Paul Thurrot, a human that I quite like, said something today that is worth quoting:
To date, most of the conversation around Windows 10 has focused on-level niceties like the new Start menu and the ability to run Universal mobile apps on the desktop side-by-side with other applications. These are important changes, to be sure. But other advances in Windows 10 rival and even surpass anything that Microsoft has ever attempted in the past. And with this in mind, it is very clear that Windows 10 isn’t just another major new Windows release. It is inarguably the most audacious release in the history of the platform.
I don’t state that lightly.
I agree. Here’s me from a few weeks ago (And I am not subtweeting Paul here. His post was great, and worth reading.):
Microsoft’s Windows 10 must patch the consumer-facing flaws present in Windows 8.x, and also bring enterprise customers into the modern era of computing. Couple that to the larger Windows trend of platform unification that Windows 10 will be the apparent culmination of, and you have what must be one of the most audacious software projects ever attempted.
That’s not to say that Microsoft will pull it off, but I like their guts.
The quarter saw the first release of something approaching Windows 10, an operating system that borrows on Windows 7 and 8 and 8.1, which all came under Ballmer.
So what began under Ballmer continues under Nadella, reaching a point of chrysalis this quarter, as the culmination of the company’s Windows 8.x strategy, and its work to unite its platforms under a single Windows tag.
Microsoft could still fuck it up. Never underestimate the ability of a big company to face plant when it comes to change. Especially when, as Paul and I noted, the project under work is massively complex.
Finally, productivity: Akin to services, the current quarter wasn’t as seminal for Microsoft’s productivity efforts as earlier periods this year. But the numbers were still good:
Office 365 Home and Personal subscribers totaled more than 7 million, representing more than 25% sequential growth over the previous quarter.

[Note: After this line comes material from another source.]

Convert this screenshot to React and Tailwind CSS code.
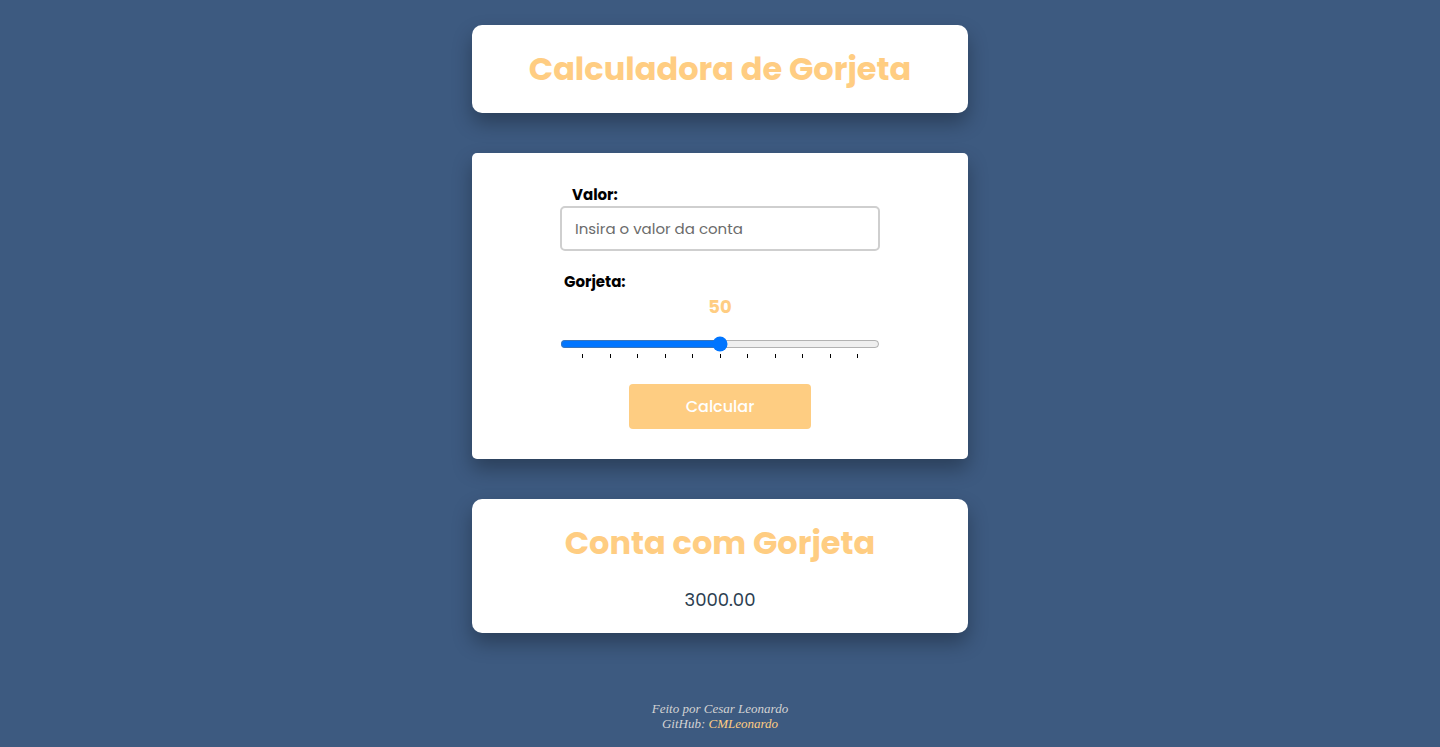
import React from "react";

export default function App() {
  const ticks = Array.from({ length: 11 });
  return (
    <div
      className="min-h-[747px] w-full bg-[#3d5a80] flex flex-col items-center pt-[25px]"
      style={{ fontFamily: "Poppins, Inter, 'Noto Sans', sans-serif" }}
    >
      <div className="w-[496px] h-[88px] bg-white rounded-[10px] shadow-[0_10px_20px_rgba(0,0,0,0.3)] flex items-center justify-center">
        <h1 className="text-[32px] font-bold text-[#ffcd82] leading-none">
          Calculadora de Gorjeta
        </h1>
      </div>

      <div className="mt-[40px] w-[496px] h-[306px] bg-white rounded-[5px] shadow-[0_10px_20px_rgba(0,0,0,0.3)] flex flex-col items-center pt-[32px]">
        <div className="w-[320px] flex flex-col">
          <label className="ml-[12px] text-[15px] font-bold text-black leading-[20px]">Valor:</label>
          <input
            type="text"
            placeholder="Insira o valor da conta"
            className="mt-[1px] h-[45px] w-[320px] border-2 border-[#cfcfcf] rounded-[5px] px-[13px] text-[15px] text-gray-700 placeholder:text-[#6b6b6b] outline-none"
          />
          <label className="mt-[21px] ml-[4px] text-[15px] font-bold text-black leading-[20px]">Gorjeta:</label>
          <div className="mt-[3px] text-center text-[18px] font-bold text-[#ffcd82] leading-[24px]">50</div>
          <div className="mt-[17px] relative w-[320px]">
            <input
              type="range"
              min="0"
              max="100"
              defaultValue="50"
              className="w-[320px] h-[16px] block m-0 accent-[#0075ff]"
            />
            <div className="flex justify-between px-[22px] mt-[2px]">
              {ticks.map((_, i) => (
                <div key={i} className="w-px h-[4px] bg-black" />
              ))}
            </div>
          </div>
          <div className="flex justify-center mt-[26px]">
            <button className="w-[182px] h-[45px] bg-[#fecd82] rounded-[4px] text-white text-[16px] font-medium">
              Calcular
            </button>
          </div>
        </div>
      </div>

      <div className="mt-[40px] w-[496px] h-[134px] bg-white rounded-[10px] shadow-[0_10px_20px_rgba(0,0,0,0.3)] flex flex-col items-center pt-[24px]">
        <h2 className="text-[32px] font-bold text-[#ffcd82] leading-[40px]">Conta com Gorjeta</h2>
        <p className="mt-[25px] text-[18px] text-[#2c3e50] leading-[24px]">3000.00</p>
      </div>

      <footer
        className="mt-[68px] text-center text-[13px] italic text-[#d3d3d3] leading-[15px]"
        style={{ fontFamily: "'Liberation Serif', serif" }}
      >
        <p>Feito por Cesar Leonardo</p>
        <p>
          GitHub: <a className="text-[#ffcd82]">CMLeonardo</a>
        </p>
      </footer>
    </div>
  );
}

Office 365 is just past its third birthday, putting it towards the end of Ballmer. It’s only accelerated under Nadella, who was more than content to launch the iPad build of the productivity suite, and zip ahead with the Android build, even as the ever-missing, touch-based build of Office for Windows muddles along. Ballmer started it, Nadella capped it, and the revenue is rolling in.
Ballmer’s Beta, Nadella’s Launch, And What’s Next
I am not trying to shade what Nadella has accomplished thus far as the CEO of Microsoft, any more than I am trying to draw up a hagiography for Ballmer. There’s little need to praise the rich, but it is worth noting that much of what is going well at Microsoft is a combination of both their work.
If Microsoft can keep its hardware business growing, and continue executing on its transition to SaaS in its various forms, the company could pupate in motion. That would be a feat. However, it’s far too early to call victors. Quite literally the smartest technology companies are working to make sure Microsoft fails. That’s not minor friction.